The last person to see Hendrix alive was his girlfriend at the time, Monika Dannemann.

A Career Taking Its Toll

Now that we’ve got all the facts straight, let’s set the scene. 

By 1970, Hendrix had established monstrous success in the U.K. and had won over the American music audience. For instance, his Electric Ladyland 1968 album had hit the number one spot on the Billboard 200 chart and the number six spot in the U.K. This record included popular tracks like “Voodoo Chile” and his timeless cover song “All Along the Watchtower.”

The success of that album was built on Hendrix’s two prior studio albums Axis: Bold as Love and Are You Experienced, which both saw commercial and critical success.
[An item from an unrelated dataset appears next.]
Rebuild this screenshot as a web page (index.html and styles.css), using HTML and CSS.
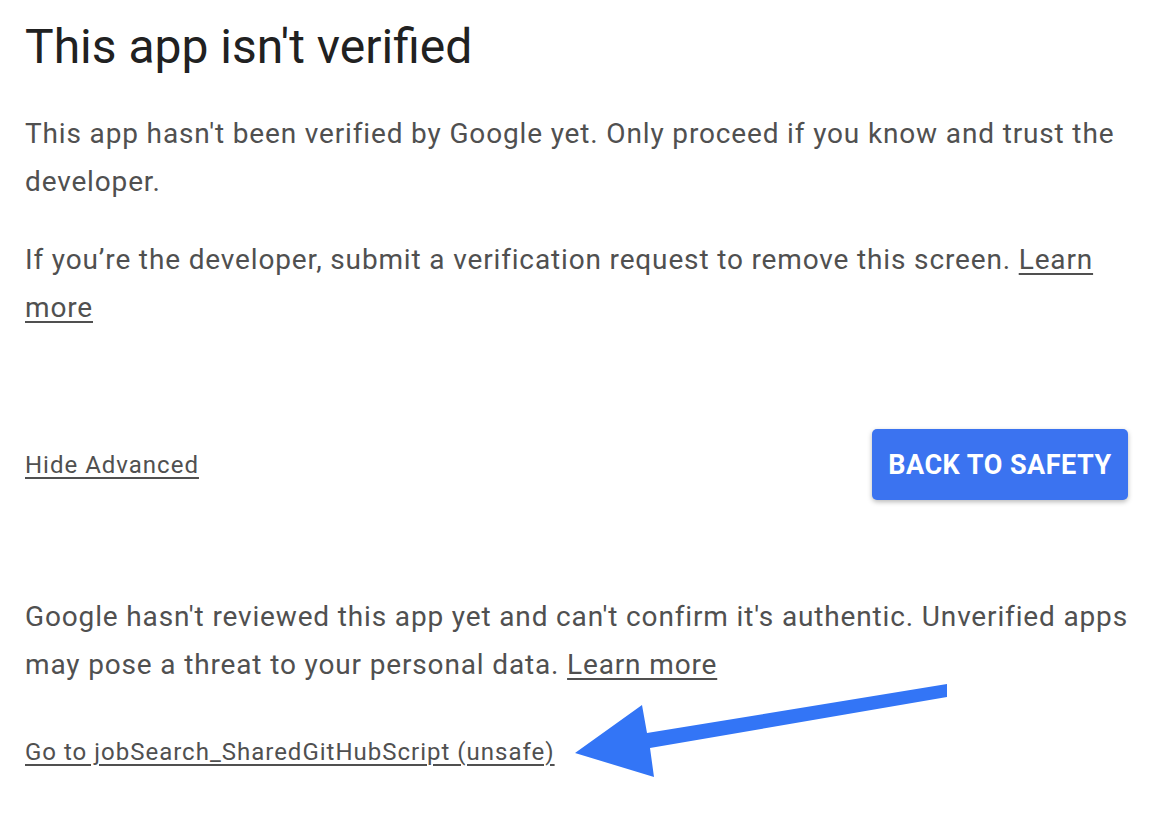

Hendrix had also toured rather extensively to promote these albums.

So, by September of 1970, Hendrix was tired—physically exhausted, actually. Multiple biographers cited this final period of the singer’s life as being filled with difficulty sleeping, poor health, and the presence of drugs (both legal and illegal). 

Some of the strain brought on during this period could be contributed to legal difficulties as well. Hendrix was in the midst of two lawsuits the week before his death, one involving a recording contract dispute, and was reportedly wanting to leave his manager, Michael Jeffery. 
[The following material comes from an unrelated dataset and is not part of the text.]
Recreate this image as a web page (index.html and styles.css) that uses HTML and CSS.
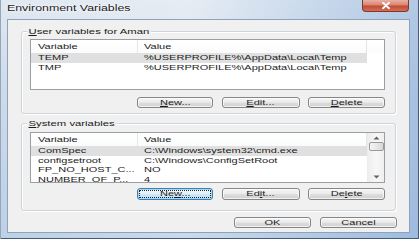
FILE: index.html
```html
<!DOCTYPE html>
<html>
<head>
<meta charset="utf-8">
<title>Environment Variables</title>
<link rel="stylesheet" href="styles.css">
</head>
<body>
<div class="window">
  <div class="titlebar">
    <span class="title t">Environment Variables</span>
    <div class="close">
      <svg width="12" height="7" viewBox="0 0 12 7"><path d="M3 0.8 L9 6.2 M9 0.8 L3 6.2" stroke="#fff" stroke-width="1.9" stroke-linecap="round"/></svg>
    </div>
  </div>
  <div class="client">
    <fieldset class="group g1">
      <legend class="legend"><span class="t lbl"><u>U</u>ser variables for Aman</span></legend>
      <div class="list">
        <div class="list-main">
          <div class="hdr">
            <div class="hcell c1"><span class="t">Variable</span></div>
            <div class="hcell c2"><span class="t">Value</span></div>
            <div class="hcell c3"></div>
          </div>
          <div class="row sel">
            <div class="cell c1"><span class="t">TEMP</span></div>
            <div class="cell c2"><span class="t">%USERPROFILE%\AppData\Local\Temp</span></div>
          </div>
          <div class="row">
            <div class="cell c1"><span class="t">TMP</span></div>
            <div class="cell c2"><span class="t">%USERPROFILE%\AppData\Local\Temp</span></div>
          </div>
        </div>
      </div>
      <div class="btnrow">
        <div class="btn w76"><span class="t"><u>N</u>ew...</span></div>
        <div class="btn w78"><span class="t"><u>E</u>dit...</span></div>
        <div class="btn w77"><span class="t"><u>D</u>elete</span></div>
      </div>
    </fieldset>

    <fieldset class="group g2">
      <legend class="legend"><span class="t lbl"><u>S</u>ystem variables</span></legend>
      <div class="list">
        <div class="list-main">
          <div class="hdr">
            <div class="hcell c1"><span class="t">Variable</span></div>
            <div class="hcell c2"><span class="t">Value</span></div>
          </div>
          <div class="row sel">
            <div class="cell c1"><span class="t">ComSpec</span></div>
            <div class="cell c2"><span class="t">C:\Windows\system32\cmd.exe</span></div>
          </div>
          <div class="row">
            <div class="cell c1"><span class="t">configsetroot</span></div>
            <div class="cell c2"><span class="t">C:\Windows\ConfigSetRoot</span></div>
          </div>
          <div class="row">
            <div class="cell c1"><span class="t">FP_NO_HOST_C...</span></div>
            <div class="cell c2"><span class="t">NO</span></div>
          </div>
          <div class="row">
            <div class="cell c1"><span class="t">NUMBER_OF_P...</span></div>
            <div class="cell c2"><span class="t">4</span></div>
          </div>
        </div>
        <div class="vscroll">
          <div class="arrow up"><svg width="7" height="4" viewBox="0 0 7 4"><path d="M0.5 3.5 L3.5 0.5 L6.5 3.5 Z" fill="#606060"/></svg></div>
          <div class="thumb"></div>
          <div class="track"></div>
          <div class="arrow down"><svg width="7" height="4" viewBox="0 0 7 4"><path d="M0.5 0.5 L3.5 3.5 L6.5 0.5 Z" fill="#606060"/></svg></div>
        </div>
      </div>
      <div class="btnrow">
        <div class="btn w76 focus"><span class="t">Ne<u>w</u>...</span></div>
        <div class="btn w78"><span class="t">Ed<u>i</u>t...</span></div>
        <div class="btn w77"><span class="t">De<u>l</u>ete</span></div>
      </div>
    </fieldset>

    <div class="btnrow dlg">
      <div class="btn w77"><span class="t">OK</span></div>
      <div class="btn w77"><span class="t">Cancel</span></div>
    </div>
  </div>
</div>
</body>
</html>
```
FILE: styles.css
```css
html, body {
  margin: 0;
  padding: 0;
}
body {
  width: 419px;
  height: 239px;
  overflow: hidden;
  font-family: "Liberation Sans", Arial, sans-serif;
  background: #c9d8ea;
}
.t {
  display: inline-block;
  transform: scaleX(1.49);
  transform-origin: 0 50%;
  white-space: nowrap;
}
u {
  text-decoration-thickness: 1px;
  text-underline-offset: 1px;
}
.window {
  box-sizing: border-box;
  width: 419px;
  height: 239px;
  padding: 0 9px 6px 7px;
  display: flex;
  flex-direction: column;
  background:
    linear-gradient(to right, rgba(255,255,255,0) 0%, rgba(255,255,255,0.2) 45%, rgba(110,155,210,0.4) 100%),
    linear-gradient(to bottom, #e0e8f1 0%, #cddaea 40%, #bdd0e6 100%);
  box-shadow: inset 1px 0 #95a6ba, inset -1px -1px #465a76;
}
.titlebar {
  height: 19px;
  display: flex;
  justify-content: space-between;
  align-items: flex-start;
}
.title {
  font-size: 8.3px;
  line-height: 16px;
  color: #1a1a1a;
  text-shadow: 0 0 4px #fff, 0 0 2px #fff;
}
.close {
  box-sizing: border-box;
  width: 47px;
  height: 12px;
  margin-right: 1px;
  border: 1px solid #7a3a30;
  border-top: none;
  border-radius: 0 0 4px 4px;
  background: linear-gradient(#eab0a2 0%, #d98572 45%, #c44b34 55%, #d46e55 100%);
  display: flex;
  align-items: center;
  justify-content: center;
}
.client {
  flex: 1;
  background: #f0f0f0;
  border: 1px solid #8ea3bb;
  display: flex;
  flex-direction: column;
}
.group {
  margin: 0 13px;
  padding: 0;
  min-width: 0;
  border: 1px solid #cdd5dc;
  border-radius: 3px;
  box-shadow: 1px 1px 0 #fff, inset 1px 1px 0 #fff;
}
.g1 {
  margin-top: 7px;
  padding-top: 3px;
  padding-bottom: 4.7px;
}
.g2 {
  margin-top: 5px;
  padding-top: 4px;
  padding-bottom: 10.4px;
}
.legend {
  margin-left: 5px;
  padding: 0;
  height: 9px;
  font-size: 7.6px;
  line-height: 9px;
  color: #1a1a1a;
}
.lbl {
  background: #f0f0f0;
  padding: 0 1px;
}
.list {
  box-sizing: border-box;
  height: 51px;
  margin: 0 10px 0 8px;
  border: 1px solid #9a9ea5;
  background: #fff;
  display: flex;
  overflow: hidden;
}
.list-main {
  flex: 1;
  display: flex;
  flex-direction: column;
}
.hdr {
  display: grid;
  grid-template-columns: 107px 229px 1fr;
  height: 13px;
  flex: none;
}
.hcell {
  box-sizing: border-box;
  border-right: 1px solid #e4e7ea;
  font-size: 7.4px;
  line-height: 13px;
  color: #222;
  background: linear-gradient(#ffffff, #fafbfc);
}
.hdr .c3 {
  border-right: none;
}
.row {
  display: grid;
  grid-template-columns: 107px 229px;
  height: 9.6px;
  flex: none;
  font-size: 7.4px;
  line-height: 9.6px;
  color: #1c1c1c;
}
.c1 {
  padding-left: 7px;
}
.c2 {
  padding-left: 6px;
}
.row.sel .cell {
  background: #e0e0e0;
}
.vscroll {
  width: 17px;
  flex: none;
  display: flex;
  flex-direction: column;
  background: linear-gradient(to right, #eeeeee, #f7f7f7 50%, #eeeeee);
  border-left: 1px solid #ececec;
}
.arrow {
  height: 9.5px;
  display: flex;
  align-items: center;
  justify-content: center;
  flex: none;
}
.thumb {
  box-sizing: border-box;
  height: 9px;
  margin: 0 1px;
  border: 1px solid #9a9a9a;
  border-radius: 2px;
  background: linear-gradient(to right, #f5f5f5, #e8e8e8 50%, #d8d8d8);
  flex: none;
}
.track {
  flex: 1;
}
.btnrow {
  display: flex;
  justify-content: flex-end;
  gap: 8.5px;
  margin: 6.7px 10px 0 0;
}
.g2 .btnrow {
  margin-top: 5px;
}
.dlg {
  margin: 5.7px 12px 0 0;
  gap: 9px;
}
.btn {
  box-sizing: border-box;
  height: 11.6px;
  border: 1px solid #858585;
  border-radius: 3px;
  background: linear-gradient(#f4f4f4 0%, #ececec 48%, #dedede 52%, #d0d0d0 100%);
  box-shadow: inset 0 0 0 1px rgba(255,255,255,0.7);
  display: flex;
  align-items: center;
  justify-content: center;
  font-size: 7.4px;
  line-height: 9px;
  color: #1c1c1c;
}
.btn .t {
  transform-origin: 50% 50%;
}
.w76 { width: 76px; }
.w77 { width: 77px; }
.w78 { width: 78px; }
.btn.focus {
  border-color: #3c7fb1;
  background: linear-gradient(#eef7fd 0%, #e3f1fb 48%, #cfe7f7 52%, #c0dff4 100%);
  box-shadow: inset 0 0 0 1px #a8d8f6;
  outline: 1px dotted #222;
  outline-offset: -3px;
}
```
According to biographer Tony Brown, who wrote about Hendrix’s final days in a 1997 book, Hendrix confided in a friend, Sharon Lawrence, about his physical and emotional state days before his death. “Jimi tracked me down, detailing his pressures and discussing the ‘so-called friends’. He was jittery and angry,” Lawrence revealed. She also revealed that Hendrix told her: “I can’t sleep. I can’t focus to write any songs.”
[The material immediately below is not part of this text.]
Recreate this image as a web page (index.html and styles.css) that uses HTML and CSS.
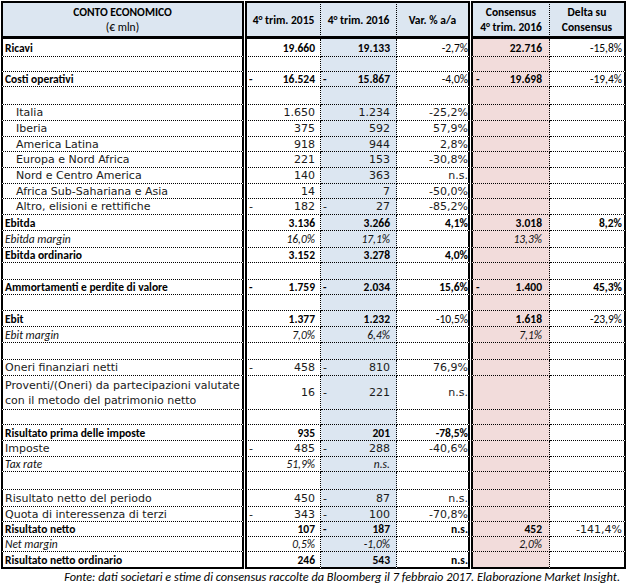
FILE: index.html
```html
<!DOCTYPE html>
<html lang="it">
<head>
<meta charset="utf-8">
<title>Conto economico</title>
<link rel="stylesheet" href="styles.css">
</head>
<body>
<div class="sheet">
  <div class="row head">
    <div class="c a hd stack"><b>CONTO ECONOMICO</b><span class="unit">(€ mln)</span></div>
    <div class="gap"></div>
    <div class="c b1 hd">4° trim. 2015</div>
    <div class="c b2 hd">4° trim. 2016</div>
    <div class="c b3 hd">Var. % a/a</div>
    <div class="gap"></div>
    <div class="c c1 hd stack"><span>Consensus</span><span>4° trim. 2016</span></div>
    <div class="c c2 hd stack"><span>Delta su</span><span>Consensus</span></div>
  </div>

  <div class="row h18 bold">
    <div class="c a">Ricavi</div><div class="gap"></div>
    <div class="c b1 n">19.660</div><div class="c b2 n">19.133</div><div class="c b3 p reg">-2,7%</div><div class="gap"></div>
    <div class="c c1 n">22.716</div><div class="c c2 p reg">-15,8%</div>
  </div>
  <div class="row">
    <div class="c a"></div><div class="gap"></div>
    <div class="c b1"></div><div class="c b2"></div><div class="c b3"></div><div class="gap"></div>
    <div class="c c1"></div><div class="c c2"></div>
  </div>
  <div class="row bold">
    <div class="c a">Costi operativi</div><div class="gap"></div>
    <div class="c b1 n"><span class="neg">-</span>16.524</div><div class="c b2 n"><span class="neg">-</span>15.867</div><div class="c b3 p reg">-4,0%</div><div class="gap"></div>
    <div class="c c1 n"><span class="neg">-</span>19.698</div><div class="c c2 p reg">-19,4%</div>
  </div>
  <div class="row h18">
    <div class="c a"></div><div class="gap"></div>
    <div class="c b1"></div><div class="c b2"></div><div class="c b3"></div><div class="gap"></div>
    <div class="c c1"></div><div class="c c2"></div>
  </div>

  <div class="row h16 plain">
    <div class="c a ind">Italia</div><div class="gap"></div>
    <div class="c b1 n">1.650</div><div class="c b2 n">1.234</div><div class="c b3 p">-25,2%</div><div class="gap"></div>
    <div class="c c1"></div><div class="c c2"></div>
  </div>
  <div class="row h16 plain">
    <div class="c a ind">Iberia</div><div class="gap"></div>
    <div class="c b1 n">375</div><div class="c b2 n">592</div><div class="c b3 p">57,9%</div><div class="gap"></div>
    <div class="c c1"></div><div class="c c2"></div>
  </div>
  <div class="row plain">
    <div class="c a ind">America Latina</div><div class="gap"></div>
    <div class="c b1 n">918</div><div class="c b2 n">944</div><div class="c b3 p">2,8%</div><div class="gap"></div>
    <div class="c c1"></div><div class="c c2"></div>
  </div>
  <div class="row h16 plain">
    <div class="c a ind">Europa e Nord Africa</div><div class="gap"></div>
    <div class="c b1 n">221</div><div class="c b2 n">153</div><div class="c b3 p">-30,8%</div><div class="gap"></div>
    <div class="c c1"></div><div class="c c2"></div>
  </div>
  <div class="row h16 plain">
    <div class="c a ind">Nord e Centro America</div><div class="gap"></div>
    <div class="c b1 n">140</div><div class="c b2 n">363</div><div class="c b3 p">n.s.</div><div class="gap"></div>
    <div class="c c1"></div><div class="c c2"></div>
  </div>
  <div class="row plain">
    <div class="c a ind">Africa Sub-Sahariana e Asia</div><div class="gap"></div>
    <div class="c b1 n">14</div><div class="c b2 n">7</div><div class="c b3 p">-50,0%</div><div class="gap"></div>
    <div class="c c1"></div><div class="c c2"></div>
  </div>
  <div class="row h16 plain">
    <div class="c a ind">Altro, elisioni e rettifiche</div><div class="gap"></div>
    <div class="c b1 n"><span class="neg">-</span>182</div><div class="c b2 n"><span class="neg">-</span>27</div><div class="c b3 p">-85,2%</div><div class="gap"></div>
    <div class="c c1"></div><div class="c c2"></div>
  </div>
  <div class="row h16 bold">
    <div class="c a">Ebitda</div><div class="gap"></div>
    <div class="c b1 n">3.136</div><div class="c b2 n">3.266</div><div class="c b3 p">4,1%</div><div class="gap"></div>
    <div class="c c1 n">3.018</div><div class="c c2 p">8,2%</div>
  </div>
  <div class="row h17 it">
    <div class="c a">Ebitda margin</div><div class="gap"></div>
    <div class="c b1 n">16,0%</div><div class="c b2 n">17,1%</div><div class="c b3 p"></div><div class="gap"></div>
    <div class="c c1 n">13,3%</div><div class="c c2"></div>
  </div>
  <div class="row bold">
    <div class="c a">Ebitda ordinario</div><div class="gap"></div>
    <div class="c b1 n">3.152</div><div class="c b2 n">3.278</div><div class="c b3 p">4,0%</div><div class="gap"></div>
    <div class="c c1"></div><div class="c c2"></div>
  </div>
  <div class="row h17">
    <div class="c a"></div><div class="gap"></div>
    <div class="c b1"></div><div class="c b2"></div><div class="c b3"></div><div class="gap"></div>
    <div class="c c1"></div><div class="c c2"></div>
  </div>
  <div class="row bold">
    <div class="c a">Ammortamenti e perdite di valore</div><div class="gap"></div>
    <div class="c b1 n"><span class="neg">-</span>1.759</div><div class="c b2 n"><span class="neg">-</span>2.034</div><div class="c b3 p">15,6%</div><div class="gap"></div>
    <div class="c c1 n"><span class="neg">-</span>1.400</div><div class="c c2 p">45,3%</div>
  </div>
  <div class="row h16">
    <div class="c a"></div><div class="gap"></div>
    <div class="c b1"></div><div class="c b2"></div><div class="c b3"></div><div class="gap"></div>
    <div class="c c1"></div><div class="c c2"></div>
  </div>
  <div class="row h16 bold">
    <div class="c a">Ebit</div><div class="gap"></div>
    <div class="c b1 n">1.377</div><div class="c b2 n">1.232</div><div class="c b3 p reg">-10,5%</div><div class="gap"></div>
    <div class="c c1 n">1.618</div><div class="c c2 p reg">-23,9%</div>
  </div>
  <div class="row h16 it">
    <div class="c a">Ebit margin</div><div class="gap"></div>
    <div class="c b1 n">7,0%</div><div class="c b2 n">6,4%</div><div class="c b3"></div><div class="gap"></div>
    <div class="c c1 n">7,1%</div><div class="c c2"></div>
  </div>
  <div class="row h17">
    <div class="c a"></div><div class="gap"></div>
    <div class="c b1"></div><div class="c b2"></div><div class="c b3"></div><div class="gap"></div>
    <div class="c c1"></div><div class="c c2"></div>
  </div>
  <div class="row h16 plain">
    <div class="c a">Oneri finanziari netti</div><div class="gap"></div>
    <div class="c b1 n"><span class="neg">-</span>458</div><div class="c b2 n"><span class="neg">-</span>810</div><div class="c b3 p">76,9%</div><div class="gap"></div>
    <div class="c c1"></div><div class="c c2"></div>
  </div>
  <div class="row h34 plain">
    <div class="c a two">Proventi/(Oneri) da partecipazioni valutate con il metodo del patrimonio netto</div><div class="gap"></div>
    <div class="c b1 n">16</div><div class="c b2 n"><span class="neg">-</span>221</div><div class="c b3 p">n.s.</div><div class="gap"></div>
    <div class="c c1"></div><div class="c c2"></div>
  </div>
  <div class="row">
    <div class="c a"></div><div class="gap"></div>
    <div class="c b1"></div><div class="c b2"></div><div class="c b3"></div><div class="gap"></div>
    <div class="c c1"></div><div class="c c2"></div>
  </div>
  <div class="row h16 bold">
    <div class="c a">Risultato prima delle imposte</div><div class="gap"></div>
    <div class="c b1 n">935</div><div class="c b2 n">201</div><div class="c b3 p">-78,5%</div><div class="gap"></div>
    <div class="c c1"></div><div class="c c2"></div>
  </div>
  <div class="row h16 plain">
    <div class="c a">Imposte</div><div class="gap"></div>
    <div class="c b1 n"><span class="neg">-</span>485</div><div class="c b2 n"><span class="neg">-</span>288</div><div class="c b3 p">-40,6%</div><div class="gap"></div>
    <div class="c c1"></div><div class="c c2"></div>
  </div>
  <div class="row it">
    <div class="c a">Tax rate</div><div class="gap"></div>
    <div class="c b1 n">51,9%</div><div class="c b2 n">n.s.</div><div class="c b3"></div><div class="gap"></div>
    <div class="c c1"></div><div class="c c2"></div>
  </div>
  <div class="row h18">
    <div class="c a"></div><div class="gap"></div>
    <div class="c b1"></div><div class="c b2"></div><div class="c b3"></div><div class="gap"></div>
    <div class="c c1"></div><div class="c c2"></div>
  </div>
  <div class="row h17 plain">
    <div class="c a">Risultato netto del periodo</div><div class="gap"></div>
    <div class="c b1 n">450</div><div class="c b2 n"><span class="neg">-</span>87</div><div class="c b3 p">n.s.</div><div class="gap"></div>
    <div class="c c1"></div><div class="c c2"></div>
  </div>
  <div class="row plain">
    <div class="c a">Quota di interessenza di terzi</div><div class="gap"></div>
    <div class="c b1 n"><span class="neg">-</span>343</div><div class="c b2 n"><span class="neg">-</span>100</div><div class="c b3 p">-70,8%</div><div class="gap"></div>
    <div class="c c1"></div><div class="c c2"></div>
  </div>
  <div class="row bold">
    <div class="c a">Risultato netto</div><div class="gap"></div>
    <div class="c b1 n">107</div><div class="c b2 n"><span class="neg">-</span>187</div><div class="c b3 p">n.s.</div><div class="gap"></div>
    <div class="c c1 n">452</div><div class="c c2 p vera">-141,4%</div>
  </div>
  <div class="row it">
    <div class="c a">Net margin</div><div class="gap"></div>
    <div class="c b1 n">0,5%</div><div class="c b2 n">-1,0%</div><div class="c b3"></div><div class="gap"></div>
    <div class="c c1 n">2,0%</div><div class="c c2"></div>
  </div>
  <div class="row h17 bold last">
    <div class="c a">Risultato netto ordinario</div><div class="gap"></div>
    <div class="c b1 n">246</div><div class="c b2 n">543</div><div class="c b3 p">n.s.</div><div class="gap"></div>
    <div class="c c1"></div><div class="c c2"></div>
  </div>

  <p class="note">Fonte: dati societari e stime di consensus raccolte da Bloomberg il 7 febbraio 2017. Elaborazione Market Insight.</p>
</div>
</body>
</html>
```

FILE: styles.css
```css
body {
  margin: 0;
  background: #fff;
  color: #000;
  font-family: Carlito, Calibri, Lato, "Liberation Sans", sans-serif;
  font-size: 11.5px;
}

.sheet {
  padding: 1px 0 0 1px;
  width: 625px;
}

.row {
  display: flex;
  height: 15px;
}
.row.h16 { height: 16px; }
.row.h17 { height: 17px; }
.row.h18 { height: 18px; }
.row.h34 { height: 34px; }

.c {
  box-sizing: border-box;
  height: 100%;
  display: flex;
  align-items: center;
  border-bottom: 1px dotted #000;
  white-space: nowrap;
  overflow: hidden;
}

.gap { width: 1px; flex: none; }

.a  { width: 243px; border-left: 2px solid #000; border-right: 2px solid #000; padding-left: 2px; }
.b1 { width: 76px; border-left: 2px solid #000; border-right: 1px dotted #000; padding-left: 2px; }
.b2 { width: 76px; border-right: 1px dotted #000; background: #dce6f1; padding-left: 2px; }
.b3 { width: 73px; border-right: 2px solid #000; }
.c1 { width: 79px; border-left: 2px solid #000; border-right: 1px dotted #000; background: #f2dcdb; padding-left: 3px; }
.c2 { width: 76px; border-right: 2px solid #000; }

.n { justify-content: flex-end; }
.b1.n { padding-right: 5px; }
.b2.n { padding-right: 6px; }
.c1.n { padding-right: 7px; }
.p { justify-content: flex-end; padding-right: 0; }
.c2.p { padding-right: 2px; }
.neg { margin-right: auto; }

.bold { font-weight: 700; }
.it { font-style: italic; color: #111; }
.plain .c,
.c.vera {
  font-family: "DejaVu Sans", Verdana, sans-serif;
  font-size: 11px;
  font-weight: 400;
  color: #1a1a1a;
}
.ind { padding-left: 13px; }
.two { white-space: normal; line-height: 15px; padding-right: 0; }
.reg { font-weight: 400; }

.head { height: 38px; }
.head .c {
  border-top: 2px solid #000;
  border-bottom: 3px solid #000;
  background: #dce6f1;
  justify-content: center;
  text-align: center;
  font-weight: 700;
  font-size: 11.5px;
  padding: 0;
}
.head .stack {
  flex-direction: column;
  justify-content: center;
  line-height: 15px;
}
.head .unit { font-weight: 400; }

.last .c { border-bottom: 2px solid #000; }

.note {
  margin: 0;
  padding-right: 6px;
  text-align: right;
  font-style: italic;
  font-size: 12.3px;
  line-height: 16px;
}
```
This extreme exhaustion from fame set the stage for Hendrix’s untimely death. 

Final Hours

In the final hours of his death, Hendrix had attended a party with Dannemann, who has been one of the main sources of information on Hendrix’s last days. When the two finally returned to Dannemann’s Notting Hill apartment in the early hours of the morning on September 18, Hendrix found that he could not fall asleep. Dannemann stated that Hendrix then took nine of her Vesparax sleeping pills to fall asleep, which was 18 times the recommended dose. Around 11 a.m., Dannemann noticed that Hendrix was unresponsive and called an ambulance. Unfortunately, the rest is history.

The Legacy Left by Jimi Hendrix

Hendrix was hands down one of the most influential and inventive artists in the history of rock music. It’s a bold statement, we know, and we stand by it. Regardless of his death or the number of active years, his legacy is one that continues to grow and continues to inspire. More specifically even, he has directed inspired artists like Prince and the Red Hot Chili Peppers in addition to numerous guitarists like Jerry Cantrell of Alice in Chains and Stone Gossard of Pearl Jam.

He changed the game, forever, and we are grateful for it. Rest in peace.